I just don't buy this at all. Repeat offenders are a different story altogether, but I think it's absolutely ludicrous to nail down first-time offenders as unsalvageable.
Felons, not a kid with a doobie behind the library. Big difference.
Also, you seem to believe that punishment should serve as a deterrent to crime. But, hasn't research already shown that people hardly ever sit back and think of the consequences of their actions before committing a crime? I would say that someone who is about to rob another person out of desperation puts very little emphasis on what will happen afterwards.
I never said anything about a deterrent except to say that jail is not tough enough if people continue to commit crime after release. But I agree here. Heat of passion or premeditation. You're right. But that has nothing to do with any of my arguments.
And now.......
That is by far the most close minded thing I have ever read in my life. I'll agree there is a need for restrictions on certain offenders, for example paedophiles not being allowed to live in close proximity to schools that's decent prevention. There are thousands and thousands of cases where there are extremely mitigating circumstances in a crime which effectively mean people will not offend again.... but of course on the flip side there are likely to be 10 times more repeat offenders, does that mean that the select few who actually leave prison a better person and will not offend should be punished?
No, but would you not agree that starting at the bottom and having to work your way up is not a bad idea. Look, if someone works at one job, and comes up for a promotion after doing a bang up job can get past the stigma of committing a crime in his past. I don't think that hiding someone's past does a service to the potential employer and sets them up for disaster. I think we should protect the law abiding citizen over the criminal.
No it fucking doesn't, we live in a country (or countries) of equal opportunities
And when you violate the social contract, then the opportunities presented to you are narrowed.
I refuse to believe that people should be punished for something they have done in the past, are sorry for and have paid a price for, for the rest of their lives if you want to live a country like that, fuck off to China.
So, then there should be no sex offender database that parents can look at when choosing a neighborhood and school to keep their children safe? Pedophiles that have completed a sentence should be allowed to work at ball parks, amusement parks, and schools? Rapists should have their identity sealed by the court so they can go work at 24 hour gym, where women come in alone at 3 in the morning. Predators are predators, and if one of them is given a job because of a changed identity that allows them to prey on INNOCENT people, then the program is a failure, and there is no one to blame beyond the state for allowing that act to happen, and if my government was allowing rape to happen just to be nice to a criminal, then I would gladly go to China. At least they don't sugarcoat their atrocious record on human rights.
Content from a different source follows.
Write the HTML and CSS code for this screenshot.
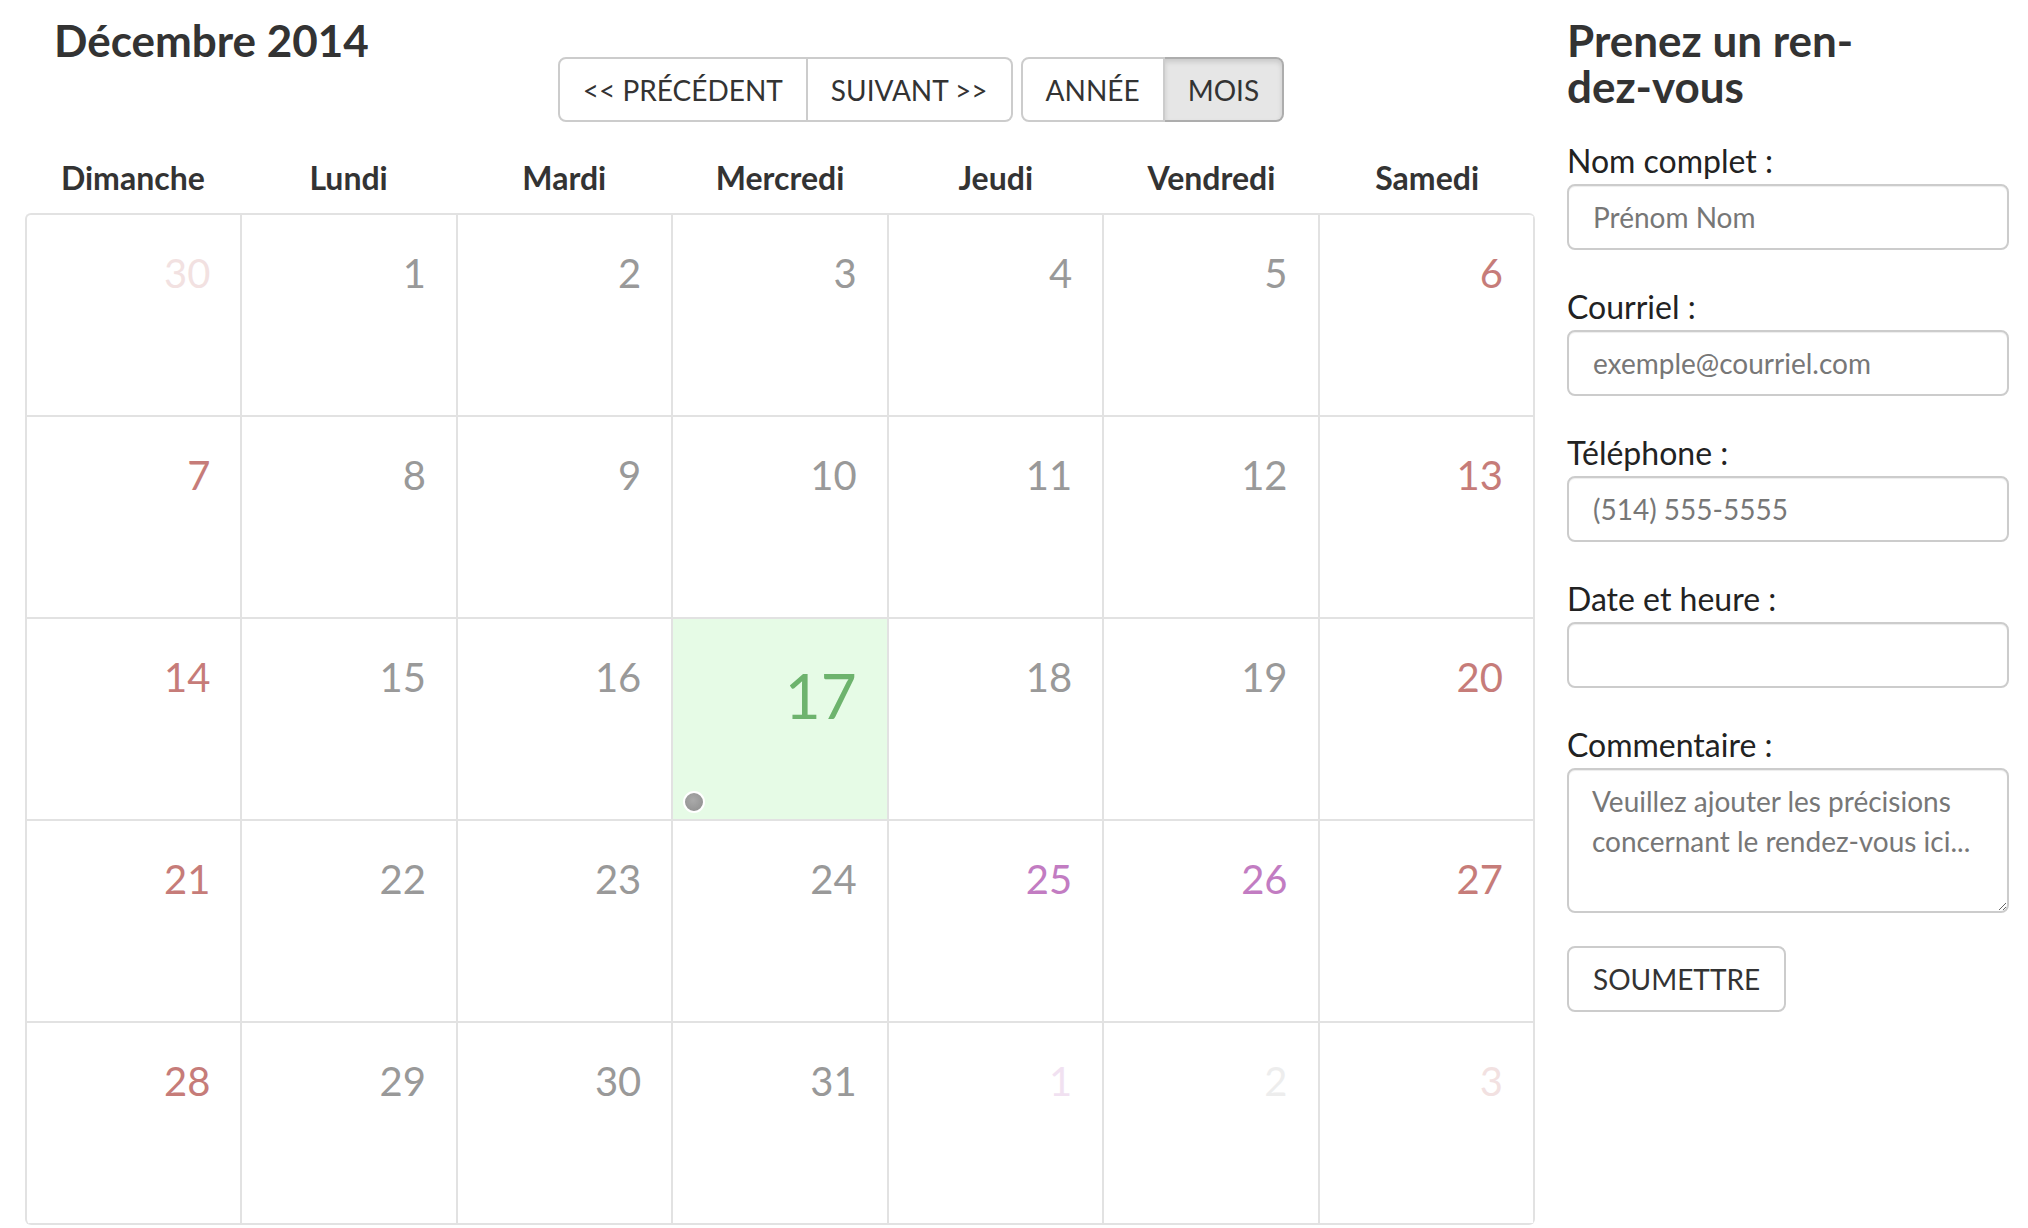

In most cases, but thats still a massive generalisation.
If hiding an identity leads one recidivist act that would not have happened if the person was labeled a criminal, then one case is all I need.
Again massive generalisation.
I don't see how massive of a generalization it is to assume that criminals commit crimes, but OK.
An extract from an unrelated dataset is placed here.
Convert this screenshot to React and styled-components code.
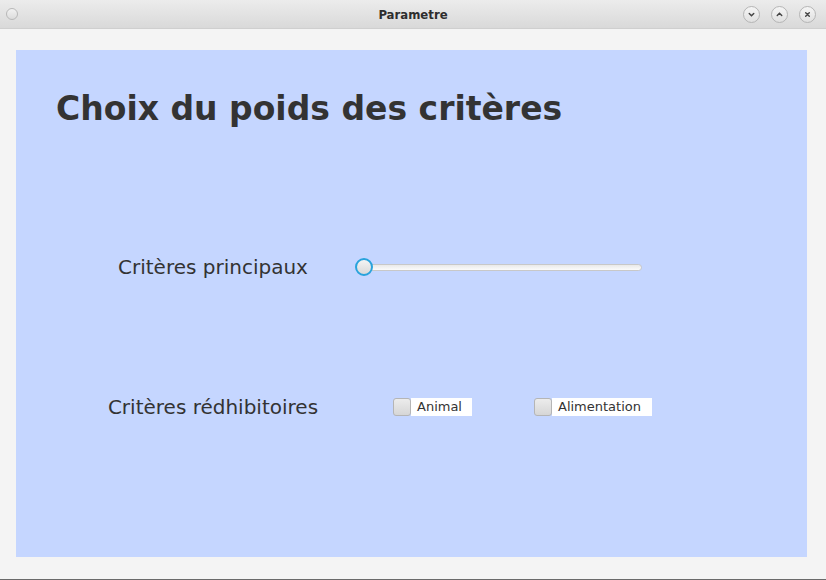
import React, { useState } from "react";
import styled, { createGlobalStyle } from "styled-components";

const Global = createGlobalStyle`
  html, body { margin: 0; padding: 0; background: #f4f4f4; }
  * { box-sizing: border-box; }
`;

const Window = styled.div`
  width: 826px;
  height: 580px;
  display: flex;
  flex-direction: column;
  background: #f4f4f4;
  border-bottom: 1px solid #6a6a6a;
  font-family: "DejaVu Sans", Verdana, sans-serif;
`;

const TitleBar = styled.div`
  height: 29px;
  flex: none;
  display: flex;
  align-items: center;
  justify-content: space-between;
  padding: 0 10px 0 6px;
  background: linear-gradient(#ececec, #d9d9d9);
  border-bottom: 1px solid #cfcfcf;
`;

const TitleText = styled.div`
  font-family: "DejaVu Sans Condensed", "DejaVu Sans", sans-serif;
  font-weight: bold;
  font-size: 13px;
  color: #2e2e2e;
  position: absolute;
  left: 0;
  right: 0;
  top: 7px;
  text-align: center;
  pointer-events: none;
`;

const Dot = styled.span`
  width: 12px;
  height: 12px;
  border-radius: 50%;
  border: 1px solid #b8b8b8;
  background: linear-gradient(#f2f2f2, #dcdcdc);
`;

const Controls = styled.div`
  display: flex;
  gap: 11px;
`;

const WinButton = styled.span`
  width: 17px;
  height: 17px;
  border-radius: 50%;
  border: 1px solid #b5b5b5;
  background: linear-gradient(#f5f5f5, #e0e0e0);
  display: flex;
  align-items: center;
  justify-content: center;
  color: #444;
`;

const Body = styled.div`
  flex: 1;
  padding: 21px 19px 22px 16px;
  display: flex;
`;

const Panel = styled.div`
  flex: 1;
  background: #c5d6ff;
  display: flex;
  flex-direction: column;
`;

const Heading = styled.h1`
  margin: 0;
  padding: 39px 0 0 40px;
  font-family: "DejaVu Sans", sans-serif;
  font-weight: bold;
  font-size: 33px;
  line-height: 40px;
  color: #333333;
`;

const Row = styled.div`
  display: flex;
  align-items: center;
  height: 30px;
  margin-top: ${(p) => p.$top}px;
  padding-left: 72px;
`;

const Label = styled.div`
  width: 250px;
  text-align: center;
  font-size: 20px;
  color: #333333;
`;

const Track = styled.div`
  position: relative;
  margin-left: 18px;
  width: 286px;
  height: 7px;
  border-radius: 4px;
  border: 1px solid #c8c8c8;
  background: linear-gradient(#e9e9e9, #fbfbfb);
`;

const Thumb = styled.div`
  position: absolute;
  left: -2px;
  top: 50%;
  width: 18px;
  height: 18px;
  margin-top: -9px;
  border-radius: 50%;
  border: 2px solid #29a3dc;
  background: linear-gradient(#f4f4f4, #d9d9d9);
`;

const Checks = styled.div`
  display: flex;
  gap: 62px;
  margin-left: 55px;
`;

const Check = styled.label`
  display: flex;
  align-items: center;
  cursor: pointer;
`;

const Box = styled.span`
  width: 18px;
  height: 18px;
  border-radius: 3px;
  border: 1px solid #b5b5b5;
  background: linear-gradient(#ececec, #d6d6d6);
  display: flex;
  align-items: center;
  justify-content: center;
  font-size: 12px;
  color: #333;
`;

const CheckText = styled.span`
  background: #ffffff;
  height: 18px;
  width: ${(p) => p.$w}px;
  padding-left: 6px;
  font-size: 13px;
  line-height: 18px;
  color: #333333;
`;

function CheckBox({ label, width }) {
  const [on, setOn] = useState(false);
  return (
    <Check onClick={() => setOn(!on)}>
      <Box>{on ? "✓" : ""}</Box>
      <CheckText $w={width}>{label}</CheckText>
    </Check>
  );
}

const Chevron = ({ d }) => (
  <svg width="9" height="9" viewBox="0 0 10 10" fill="none" stroke="#444" strokeWidth="1.6" strokeLinecap="round">
    <path d={d} />
  </svg>
);

export default function App() {
  return (
    <>
      <Global />
      <Window>
        <TitleBar>
          <Dot />
          <TitleText>Parametre</TitleText>
          <Controls>
            <WinButton><Chevron d="M2.5 4 L5 6.5 L7.5 4" /></WinButton>
            <WinButton><Chevron d="M2.5 6 L5 3.5 L7.5 6" /></WinButton>
            <WinButton><Chevron d="M3 3 L7 7 M7 3 L3 7" /></WinButton>
          </Controls>
        </TitleBar>
        <Body>
          <Panel>
            <Heading>Choix du poids des critères</Heading>
            <Row $top={123}>
              <Label>Critères principaux</Label>
              <Track>
                <Thumb />
              </Track>
            </Row>
            <Row $top={110}>
              <Label>Critères rédhibitoires</Label>
              <Checks>
                <CheckBox label="Animal" width={61} />
                <CheckBox label="Alimentation" width={100} />
              </Checks>
            </Row>
          </Panel>
        </Body>
      </Window>
    </>
  );
}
Everyone has the right to earn a living no matter what they have done in the past, if they didn't they would re-employ the death penalty.
But not at the expense of someone who hasn't broken the law.
Repeat offenders, I agree.
So, according to you, everyone gets one free murder?
Putting them on a database and persecuting them for the rest of their lives are two completely separate things.
Right, but giving them a new identity, which is what this is about, would be uselss if they put them in the registry. Yard signs should be in the front yard of every pedophile for his entire life. The pedo on the block who has been convicted of touching kids should be the first suspect every time a child is missing, and he does not deserve the benefit of the doubt. He also does not deserve state protection to act again.
Who do you think has more of a chance of re-offending? A person who comes out of prison, is persecuted for being in prison, not given a job.... or someone who comes out and is given a second chance?
How do criminals not get second chances when they are released without being given a clean, new identity? They just have to work harder to advance. For me, that doesn't seem like it's too much to ask of them. Great, you're out of prison. Now that we know you can act right with armed guards watching you, let's take some time to see if you can act right without them. Does that not make sense to you?
That is fucking bollocks. So someone who has been in prison who could do a better job than someone who hasn't should be at the bottom of the list?
Not at McDonalds, yes at the bank.
Yeah the prison systems in the US and the UK fucking suck. Doesn't really justify persecuting people now does it.
No. The fact that someone committed a FELONY justifies their being persecuted.
So by that logic if someone was bought up by their parents people they have no control over, and their peers telling them, and socialising them that doing these things are okay it is their fault? They should pay for it for the rest of their lives and not even be given a chance at rehabilitation? Again, bollocks.
No, you're thinking that someone isn't smart enough to learn that selling crack, stealing, killing, and raping is wrong is bollocks. If your parents never told you it was wrong to rape someone, would you not be able to figure that out on your own? Give me a fucking break.
But what you are proposing robs people of this chance... if idiots like yourselves continue to perpetuate the notion that criminals should never be given a second chance then of course they will turn to crime, if only to survive.
So, I'm an idiot? That was so nice of you. And I never said that they shouldn't get a second chance. You and TDigle both tried to put words in my mouth because your points are so weak, and you don't have an answer to the central theme of my post. When in CONFLICT, why should a CONVICTED FELON get any benefit above and beyond a law abiding citizen?
That took forever. Good effort boys.